**INSTRUCTION**
Find the string "image" in the listing and report every line that has it.

* * * * * * * * *

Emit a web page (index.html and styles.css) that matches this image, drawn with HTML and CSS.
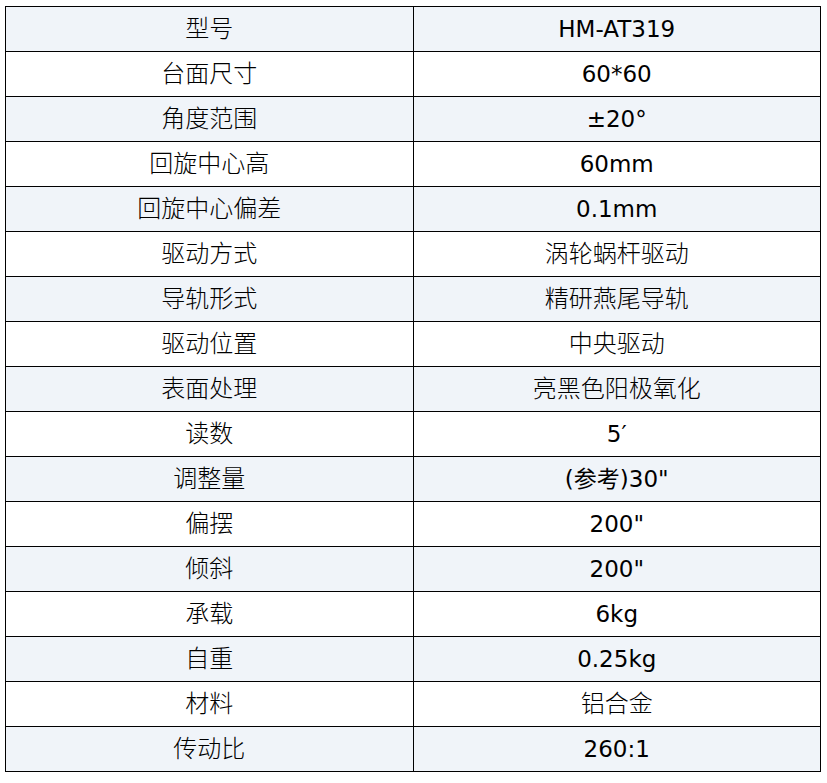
FILE: index.html
```html
<!DOCTYPE html>
<html lang="zh">
<head>
<meta charset="utf-8">
<title>参数</title>
<link rel="stylesheet" href="styles.css">
</head>
<body>
<table class="spec">
<tbody>
<tr><td>型号</td><td>HM-AT319</td></tr>
<tr><td>台面尺寸</td><td>60*60</td></tr>
<tr><td>角度范围</td><td>±20°</td></tr>
<tr><td>回旋中心高</td><td>60mm</td></tr>
<tr><td>回旋中心偏差</td><td>0.1mm</td></tr>
<tr><td>驱动方式</td><td class="zh">涡轮蜗杆驱动</td></tr>
<tr><td>导轨形式</td><td class="zh">精研燕尾导轨</td></tr>
<tr><td>驱动位置</td><td class="zh">中央驱动</td></tr>
<tr><td>表面处理</td><td class="zh">亮黑色阳极氧化</td></tr>
<tr><td>读数</td><td>5′</td></tr>
<tr><td>调整量</td><td>(参考)30"</td></tr>
<tr><td>偏摆</td><td>200"</td></tr>
<tr><td>倾斜</td><td>200"</td></tr>
<tr><td>承载</td><td>6kg</td></tr>
<tr><td>自重</td><td>0.25kg</td></tr>
<tr><td>材料</td><td class="zh">铝合金</td></tr>
<tr><td>传动比</td><td>260:1</td></tr>
</tbody>
</table>
</body>
</html>
```
FILE: styles.css
```css
html, body {
  margin: 0;
  padding: 0;
  background: #ffffff;
}
body {
  padding: 6px 0 0 5px;
}
.spec {
  border-collapse: collapse;
  width: 816px;
  table-layout: fixed;
  font-family: "DejaVu Sans", "Noto Sans CJK SC", sans-serif;
  font-size: 23px;
  color: #000;
}
.spec td {
  border: 1px solid #000;
  height: 44px;
  padding: 0;
  text-align: center;
  vertical-align: middle;
  line-height: 26px;
}
.spec td:first-child,
.spec td.zh {
  font-size: 24px;
  font-weight: 300;
}
.spec tr:nth-child(odd) td {
  background: #f0f4f9;
}
```
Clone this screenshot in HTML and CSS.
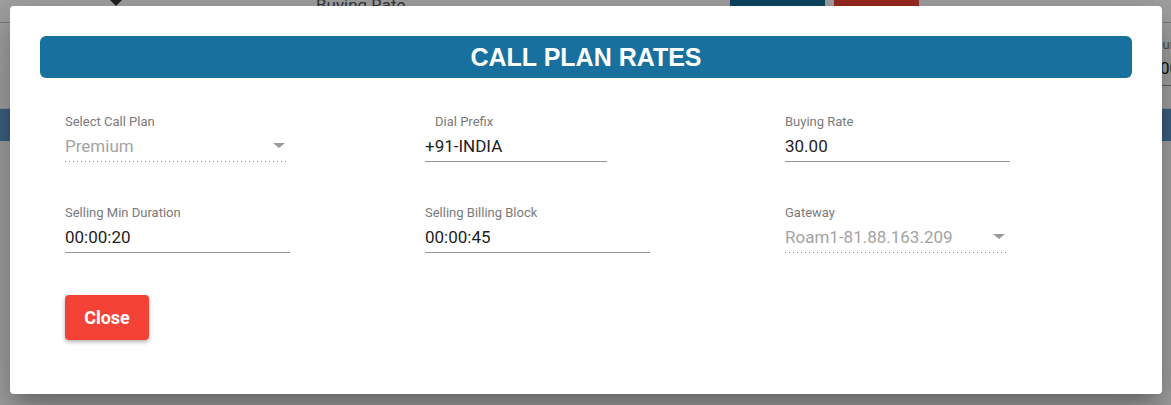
FILE: index.html
```html
<!DOCTYPE html>
<html lang="en">
<head>
<meta charset="utf-8">
<title>Call Plan Rates</title>
<link rel="stylesheet" href="styles.css">
</head>
<body>
<div class="page">
  <div class="toolbar">
    <span class="caret"></span>
    <span class="tb-label">Buying Rate</span>
    <span class="tb-btn search">Search</span>
    <span class="tb-btn reset">Reset</span>
  </div>
  <div class="side-field">
    <div class="side-label">Duration</div>
    <div class="side-value">00:00:20</div>
  </div>
  <div class="table-head"></div>
</div>
<div class="backdrop"></div>
<div class="dialog">
  <h1 class="dialog-title">CALL PLAN RATES</h1>
  <div class="form">
    <div class="field w222 disabled">
      <div class="label">Select Call Plan</div>
      <div class="value select"><span>Premium</span><span class="arrow"></span></div>
    </div>
    <div class="field w182">
      <div class="label indent">Dial Prefix</div>
      <div class="value">+91-INDIA</div>
    </div>
    <div class="field w225">
      <div class="label">Buying Rate</div>
      <div class="value">30.00</div>
    </div>
    <div class="field w225">
      <div class="label">Selling Min Duration</div>
      <div class="value">00:00:20</div>
    </div>
    <div class="field w225">
      <div class="label">Selling Billing Block</div>
      <div class="value">00:00:45</div>
    </div>
    <div class="field w222 disabled">
      <div class="label">Gateway</div>
      <div class="value select"><span>Roam1-81.88.163.209</span><span class="arrow"></span></div>
    </div>
  </div>
  <div class="actions">
    <button class="btn-close" type="button">Close</button>
  </div>
</div>
</body>
</html>
```
FILE: styles.css
```css
html, body {
  margin: 0;
  padding: 0;
}
body {
  width: 1171px;
  height: 405px;
  overflow: hidden;
  position: relative;
  background: #fff;
  font-family: Roboto, "Liberation Sans", sans-serif;
}

/* background page */
.page {
  width: 1171px;
}
.toolbar {
  height: 22px;
  border-bottom: 1px solid #c4c4c4;
  display: flex;
  align-items: flex-start;
  padding-left: 110px;
}
.caret {
  width: 0;
  height: 0;
  border-left: 6px solid transparent;
  border-right: 6px solid transparent;
  border-top: 6px solid #333;
}
.tb-label {
  margin-left: 194px;
  width: 414px;
  margin-top: -5px;
  font-size: 17px;
  line-height: 20px;
  color: #555;
}
.tb-btn {
  height: 36px;
  margin-top: -30px;
  display: flex;
  align-items: flex-end;
  justify-content: center;
  font-size: 17px;
  font-weight: bold;
  color: #fff;
  line-height: 20px;
  box-sizing: border-box;
  padding-bottom: 2px;
}
.tb-btn.search {
  width: 95px;
  background: #17709e;
}
.tb-btn.reset {
  width: 85px;
  margin-left: 9px;
  background: #f44336;
}
.side-field {
  margin-left: 1154px;
  padding-top: 14px;
  width: 120px;
  border-bottom: 1px solid #949494;
  padding-bottom: 7px;
}
.side-label {
  font-size: 13px;
  line-height: 15px;
  color: #757575;
  white-space: nowrap;
}
.side-value {
  margin-top: 6px;
  margin-left: 6px;
  font-size: 17px;
  line-height: 20px;
  color: #212121;
  white-space: nowrap;
}
.table-head {
  margin-top: 22px;
  height: 32px;
  border-top: 1px solid #e0ecf5;
  background: #5f98ce;
}

.backdrop {
  position: absolute;
  left: 0;
  top: 0;
  right: 0;
  bottom: 0;
  background: rgba(0, 0, 0, 0.37);
}

/* dialog */
.dialog {
  position: absolute;
  left: 10px;
  top: 6px;
  width: 1152px;
  height: 388px;
  box-sizing: border-box;
  padding: 30px;
  background: #fff;
  border-radius: 4px;
  box-shadow: 0 11px 15px -7px rgba(0,0,0,.2), 0 24px 38px 3px rgba(0,0,0,.14), 0 9px 46px 8px rgba(0,0,0,.12);
}
.dialog-title {
  margin: 0;
  height: 42px;
  border-radius: 6px;
  background: #17709e;
  color: #fff;
  font-family: "Liberation Sans", Arial, sans-serif;
  font-weight: bold;
  font-size: 25px;
  display: flex;
  align-items: center;
  justify-content: center;
}
.form {
  margin-top: 36px;
  padding-left: 25px;
  display: grid;
  grid-template-columns: 360px 360px 360px;
  row-gap: 43px;
}
.field {
  display: flex;
  flex-direction: column;
}
.w222 { width: 222px; }
.w182 { width: 182px; }
.w225 { width: 225px; }
.label {
  font-size: 13px;
  line-height: 15px;
  color: #7a7a7a;
}
.label.indent {
  padding-left: 10px;
}
.value {
  margin-top: 7px;
  font-size: 17px;
  line-height: 20px;
  color: #222;
  padding-bottom: 5px;
  border-bottom: 1px solid #949494;
  white-space: nowrap;
}
.field.disabled .value {
  color: #a3a3a3;
  border-bottom: none;
  padding-bottom: 6px;
  background-image: linear-gradient(to right, rgba(0,0,0,.42) 0%, rgba(0,0,0,.42) 33%, transparent 0%);
  background-size: 4px 1px;
  background-repeat: repeat-x;
  background-position: 0 bottom;
}
.value.select {
  display: flex;
  justify-content: space-between;
  align-items: flex-start;
}
.arrow {
  width: 0;
  height: 0;
  border-left: 6px solid transparent;
  border-right: 6px solid transparent;
  border-top: 5px solid #9a9a9a;
  margin-top: 7px;
  margin-right: 2px;
}
.actions {
  margin-top: 42px;
  padding-left: 25px;
  display: flex;
}
.btn-close {
  width: 84px;
  height: 45px;
  padding: 0;
  border: none;
  border-radius: 4px;
  background: #f44336;
  color: #fff;
  font-family: Roboto, "Liberation Sans", sans-serif;
  font-weight: bold;
  font-size: 18px;
  line-height: 45px;
  box-shadow: 0 2px 4px rgba(0,0,0,.3);
  cursor: pointer;
}
```
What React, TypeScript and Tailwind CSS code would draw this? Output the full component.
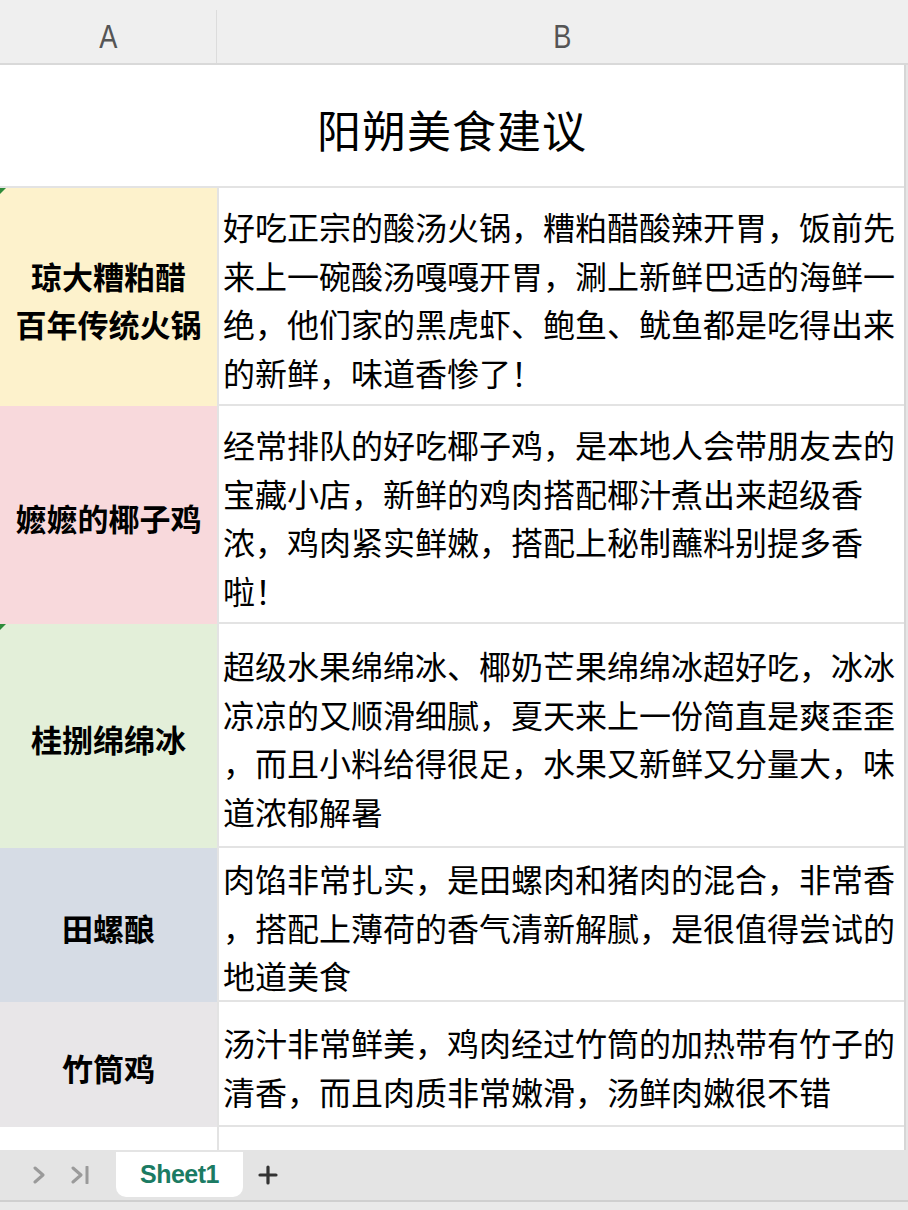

* * * * * * * * *

**EXPECTED ANSWER**
Emit a web page (index.html and styles.css) that matches this image, drawn with HTML and CSS.
  background-image: linear-gradient(to right, rgba(0,0,0,.42) 0%, rgba(0,0,0,.42) 33%, transparent 0%);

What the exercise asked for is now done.